A dirla tutta, sembra che in America si fronteggi un certo fanatismo con una più ampia, grande, dignitosa, pensosa fermezza nel combattere il nemico. E nella nostra Europa e nella nostra Italia serpeggia già un certo cinismo, o forse buon senso, che tende ad allontanare il problema in attesa del prossimo attentato o della prossima crisi all’insegna di un nostro personale, evangelico, “a ciascun giorno il proprio affanno”.

Siamo dunque come sospesi, fra eccessi di fanatismo ed eccessi di quietismo. Sembra che si stenti a trovare la misura, la saggezza necessaria per condurre a buon fine quella che è una battaglia che ha un nemico non tradizionale e che, per di più, si combatte in noi stessi, nella nostra coscienza individuale, in ogni giorno della nostra vita.

“Il fanatismo, scrive ancora Croce in quel saggio del lontano ’46, nel suo intrinseco è l’assunzione di una regola unica o suprema, che sopprime o soverchia e mette a tacere il pensiero che pensa e che esercita la critica, e la coscienza morale, che moralmente si risolve e crea le azioni solo a sé conformi.
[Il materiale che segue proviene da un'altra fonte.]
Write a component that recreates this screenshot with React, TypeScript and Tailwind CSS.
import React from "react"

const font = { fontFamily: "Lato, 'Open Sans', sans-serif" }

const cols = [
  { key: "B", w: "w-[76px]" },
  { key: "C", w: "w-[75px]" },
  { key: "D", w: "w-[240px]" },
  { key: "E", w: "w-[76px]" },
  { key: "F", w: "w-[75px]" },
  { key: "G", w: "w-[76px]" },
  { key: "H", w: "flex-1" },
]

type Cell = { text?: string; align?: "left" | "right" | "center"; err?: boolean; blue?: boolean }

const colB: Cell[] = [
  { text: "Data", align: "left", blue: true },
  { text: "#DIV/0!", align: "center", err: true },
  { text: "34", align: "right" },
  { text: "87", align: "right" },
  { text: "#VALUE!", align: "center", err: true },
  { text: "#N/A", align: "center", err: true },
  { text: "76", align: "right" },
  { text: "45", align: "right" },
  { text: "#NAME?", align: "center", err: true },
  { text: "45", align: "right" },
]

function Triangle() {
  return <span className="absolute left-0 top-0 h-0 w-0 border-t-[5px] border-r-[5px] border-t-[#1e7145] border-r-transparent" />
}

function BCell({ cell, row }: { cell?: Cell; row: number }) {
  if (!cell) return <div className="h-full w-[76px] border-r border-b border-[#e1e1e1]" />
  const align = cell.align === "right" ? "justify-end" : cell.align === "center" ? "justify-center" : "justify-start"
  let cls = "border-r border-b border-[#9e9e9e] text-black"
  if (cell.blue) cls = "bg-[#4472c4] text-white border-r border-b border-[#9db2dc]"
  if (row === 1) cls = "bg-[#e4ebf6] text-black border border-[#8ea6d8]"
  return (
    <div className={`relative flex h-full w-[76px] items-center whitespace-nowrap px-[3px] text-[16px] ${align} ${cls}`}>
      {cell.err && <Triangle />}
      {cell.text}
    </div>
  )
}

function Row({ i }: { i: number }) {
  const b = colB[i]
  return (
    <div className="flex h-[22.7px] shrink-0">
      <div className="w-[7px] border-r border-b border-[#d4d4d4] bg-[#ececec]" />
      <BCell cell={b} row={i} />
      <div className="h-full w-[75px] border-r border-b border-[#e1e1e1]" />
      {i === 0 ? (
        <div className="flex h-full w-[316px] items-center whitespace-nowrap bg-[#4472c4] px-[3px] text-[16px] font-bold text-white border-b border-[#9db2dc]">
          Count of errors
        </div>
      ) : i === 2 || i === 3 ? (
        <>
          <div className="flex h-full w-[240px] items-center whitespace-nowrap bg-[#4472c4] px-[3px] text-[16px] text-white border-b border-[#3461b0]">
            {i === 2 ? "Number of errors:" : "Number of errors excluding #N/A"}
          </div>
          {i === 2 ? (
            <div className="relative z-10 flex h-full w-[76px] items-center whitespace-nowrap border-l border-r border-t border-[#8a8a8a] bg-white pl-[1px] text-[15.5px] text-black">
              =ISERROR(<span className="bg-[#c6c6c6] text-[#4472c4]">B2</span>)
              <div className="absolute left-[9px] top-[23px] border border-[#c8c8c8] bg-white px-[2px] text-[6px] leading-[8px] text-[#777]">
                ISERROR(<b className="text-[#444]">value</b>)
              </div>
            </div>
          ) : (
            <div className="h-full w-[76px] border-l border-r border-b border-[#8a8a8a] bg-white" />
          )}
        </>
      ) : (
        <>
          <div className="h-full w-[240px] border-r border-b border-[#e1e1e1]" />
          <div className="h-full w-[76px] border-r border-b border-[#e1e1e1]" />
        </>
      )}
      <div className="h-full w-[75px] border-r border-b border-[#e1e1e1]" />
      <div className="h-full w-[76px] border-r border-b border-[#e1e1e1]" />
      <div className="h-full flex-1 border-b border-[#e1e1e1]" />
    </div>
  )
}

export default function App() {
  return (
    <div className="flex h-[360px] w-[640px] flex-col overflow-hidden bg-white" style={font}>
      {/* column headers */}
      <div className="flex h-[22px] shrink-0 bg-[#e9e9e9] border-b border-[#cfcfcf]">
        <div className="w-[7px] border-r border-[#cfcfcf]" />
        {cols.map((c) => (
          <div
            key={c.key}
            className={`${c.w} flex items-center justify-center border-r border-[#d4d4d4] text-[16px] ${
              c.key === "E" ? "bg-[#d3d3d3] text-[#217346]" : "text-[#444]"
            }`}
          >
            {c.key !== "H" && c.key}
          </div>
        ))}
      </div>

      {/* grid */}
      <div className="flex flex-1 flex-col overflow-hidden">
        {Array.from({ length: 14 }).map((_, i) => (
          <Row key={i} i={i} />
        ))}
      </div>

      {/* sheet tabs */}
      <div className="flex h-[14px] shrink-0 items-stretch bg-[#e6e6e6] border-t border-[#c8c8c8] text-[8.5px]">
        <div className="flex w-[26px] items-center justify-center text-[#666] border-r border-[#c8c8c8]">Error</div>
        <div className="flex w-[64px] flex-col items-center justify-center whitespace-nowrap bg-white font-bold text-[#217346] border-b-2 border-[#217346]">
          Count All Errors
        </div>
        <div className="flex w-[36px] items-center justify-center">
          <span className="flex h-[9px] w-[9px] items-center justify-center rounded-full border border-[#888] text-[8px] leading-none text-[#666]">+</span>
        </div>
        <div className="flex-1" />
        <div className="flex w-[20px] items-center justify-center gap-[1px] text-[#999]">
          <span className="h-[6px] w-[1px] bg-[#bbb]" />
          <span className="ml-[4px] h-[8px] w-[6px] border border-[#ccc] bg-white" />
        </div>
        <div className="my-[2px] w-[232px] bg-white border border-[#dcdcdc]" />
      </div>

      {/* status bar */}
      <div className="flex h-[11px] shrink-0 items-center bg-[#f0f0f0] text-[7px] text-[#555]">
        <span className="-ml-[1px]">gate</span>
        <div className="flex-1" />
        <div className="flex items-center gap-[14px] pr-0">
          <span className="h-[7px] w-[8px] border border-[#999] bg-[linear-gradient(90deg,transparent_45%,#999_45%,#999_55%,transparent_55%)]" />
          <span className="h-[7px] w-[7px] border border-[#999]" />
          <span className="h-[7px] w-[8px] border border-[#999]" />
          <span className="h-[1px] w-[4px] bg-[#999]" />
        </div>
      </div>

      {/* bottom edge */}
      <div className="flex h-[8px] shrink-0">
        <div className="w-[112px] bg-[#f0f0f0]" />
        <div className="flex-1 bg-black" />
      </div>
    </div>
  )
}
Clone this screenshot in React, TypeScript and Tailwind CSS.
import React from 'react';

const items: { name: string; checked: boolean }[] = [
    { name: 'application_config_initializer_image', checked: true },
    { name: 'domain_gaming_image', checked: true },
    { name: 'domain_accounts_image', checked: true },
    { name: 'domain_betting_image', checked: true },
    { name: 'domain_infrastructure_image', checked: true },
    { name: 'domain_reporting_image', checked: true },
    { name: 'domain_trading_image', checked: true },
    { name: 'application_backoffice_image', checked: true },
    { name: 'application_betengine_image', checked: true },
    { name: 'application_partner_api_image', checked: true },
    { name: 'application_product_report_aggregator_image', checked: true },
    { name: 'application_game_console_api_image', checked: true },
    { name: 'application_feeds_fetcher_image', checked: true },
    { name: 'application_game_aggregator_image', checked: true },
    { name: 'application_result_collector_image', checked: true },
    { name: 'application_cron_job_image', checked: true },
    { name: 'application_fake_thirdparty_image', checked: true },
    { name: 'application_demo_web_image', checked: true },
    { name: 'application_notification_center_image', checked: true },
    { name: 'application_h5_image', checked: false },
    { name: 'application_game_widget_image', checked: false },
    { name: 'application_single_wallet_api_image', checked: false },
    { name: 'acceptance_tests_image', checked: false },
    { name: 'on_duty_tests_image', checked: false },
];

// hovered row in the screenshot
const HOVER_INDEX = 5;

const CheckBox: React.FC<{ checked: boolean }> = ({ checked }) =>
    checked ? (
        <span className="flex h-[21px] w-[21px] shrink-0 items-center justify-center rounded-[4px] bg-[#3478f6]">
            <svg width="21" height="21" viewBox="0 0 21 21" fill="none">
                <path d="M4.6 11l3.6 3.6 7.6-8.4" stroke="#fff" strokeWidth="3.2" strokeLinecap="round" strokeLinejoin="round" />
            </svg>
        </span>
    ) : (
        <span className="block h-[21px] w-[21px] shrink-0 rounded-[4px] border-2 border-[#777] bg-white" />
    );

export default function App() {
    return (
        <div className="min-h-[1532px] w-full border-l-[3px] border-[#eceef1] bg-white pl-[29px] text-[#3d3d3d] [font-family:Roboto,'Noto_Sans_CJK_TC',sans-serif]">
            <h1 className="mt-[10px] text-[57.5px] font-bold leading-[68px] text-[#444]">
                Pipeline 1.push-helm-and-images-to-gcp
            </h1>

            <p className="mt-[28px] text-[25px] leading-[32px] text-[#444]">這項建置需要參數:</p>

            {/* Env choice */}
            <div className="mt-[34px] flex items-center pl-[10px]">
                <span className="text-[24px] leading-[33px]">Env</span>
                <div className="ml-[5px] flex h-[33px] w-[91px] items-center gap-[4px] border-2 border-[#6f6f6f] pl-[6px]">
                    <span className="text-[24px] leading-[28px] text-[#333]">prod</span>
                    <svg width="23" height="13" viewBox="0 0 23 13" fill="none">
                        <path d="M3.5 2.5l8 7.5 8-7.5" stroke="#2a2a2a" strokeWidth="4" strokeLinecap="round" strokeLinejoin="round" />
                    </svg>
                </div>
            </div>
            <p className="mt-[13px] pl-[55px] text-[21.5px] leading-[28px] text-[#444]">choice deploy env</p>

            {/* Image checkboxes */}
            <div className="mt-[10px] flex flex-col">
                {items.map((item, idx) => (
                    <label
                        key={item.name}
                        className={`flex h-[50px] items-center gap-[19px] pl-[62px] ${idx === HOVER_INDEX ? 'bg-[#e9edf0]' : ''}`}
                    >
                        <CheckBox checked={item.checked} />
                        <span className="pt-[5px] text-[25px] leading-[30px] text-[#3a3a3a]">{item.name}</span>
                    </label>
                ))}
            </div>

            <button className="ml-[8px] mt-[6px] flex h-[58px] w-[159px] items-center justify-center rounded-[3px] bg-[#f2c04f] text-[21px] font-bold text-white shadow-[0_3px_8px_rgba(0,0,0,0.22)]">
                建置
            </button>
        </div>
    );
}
Che quella regola, la quale disumana l’uomo traendolo fuori di se stesso si fondi sopra una rivelazione religiosa o sopra un falso raziocinio o sopra un concetto astrattamente concepito e unilaterale, o sopra l’autorità di un uomo o di un istituto, comunque essa sia nata (…) sta nella soppressione e sostituzione che essa esegue del pensiero critico e della coscienza morale.”

Francamente non pensavamo, agli albori del terzo millennio, di dover ricordare, a uomini di fede e a laici, a liberali e socialisti, queste parole che ormai, per noi tutti sembravano ovvie, quasi scontate.